EDIT: 5. Also, ranking in the stores lately is screwy, and at least a little bit meaningless. Not sure whats going on, but there has been a lot of talk about it not correlating that well with sales. Could be part of it.


It's not $300 a day. It's $300 on launch day. Sales always, always drop far below launch day unless you have other factors which keep the app in the news or on a "top 10" chart.

My apps have usually dropped to maybe 10% of the launch peak.


>It's not $300 a day. It's $300 on launch day. Sales always, always drop far below launch day unless you have other factors which keep the app in the news or on a "top 10" chart.

Yes, but those $300 were still made in a day as the 8th top app.

What the parent said is that $300 for each day you're on the "top 8th" is good.

If he can't be on the top 8th for long, that's his problem, and it doesn't mean people should be getting $12K for a single day on the top 10.


I'm not suggesting his app will do that, I'm suggesting the top 10 does that :-)


It's really amazing how pretty much nobody wants to pay for software anymore. This isn't just true of consumer applications, it's even (or especially) true of infrastructure and other professional components. I'm not sure if this is sad or exciting. My inclination is with sad, until we can figure out some new way to fund meaningful development that actually works.


The more important problem is that the middle class is squeezed -- in the US from what I read, but also in Europe that I know, and nobody CAN really spend as much anymore in the first place.

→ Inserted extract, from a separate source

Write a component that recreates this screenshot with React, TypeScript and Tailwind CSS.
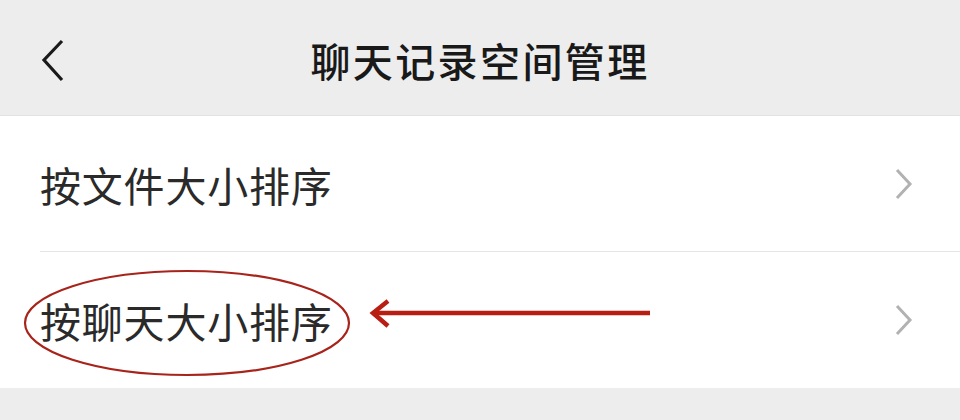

I wonder what percentage of people buy any non-game software for their computers after they get them?


I don't know many, but I buy a lot. I kind of got addicted after getting some $100 in gift cards for christmas, spending it all eventually and not realizing I was already past $100. After I realized I didn't care I just bought whatever I wanted. I've gotten a lot of bad apps but honestly the best apps on my phone are paid.


I've noticed that too when I recently was able to upgrade from a very old phone (with 3G only!) to a T-Mobile Nexus 6. I never bothered with too many apps before because the phone was just so slow.

Now though every free app is so annoying to use. Trying to not accidentally click an ad. Having to see (and sometimes wait to close) an ad every few game plays or after so much amount of use.

Most paid apps I've used remove the ad annoyance completely and are often more polished or offer features not found in free alternatives.

Plus I get to support the developers for making a quality product and not an ad-infested money grab.


I was asking about computers, not phones (the app in question is on the Mac appstore), but I guess the same question does apply. And I agree, the best apps usually are paid, and worth it.


A percentage that makes a multi-billion dollar industry out of home (and home office) software?


Maybe—I was under the impression that most purchasers of Office are companies, not people. I was specific about "after you buy the machine", since more people do get new software right when they buy their machines (often, bundled in).

Do you feel that a lot of people purchase MS Office or MS Works for their home machine?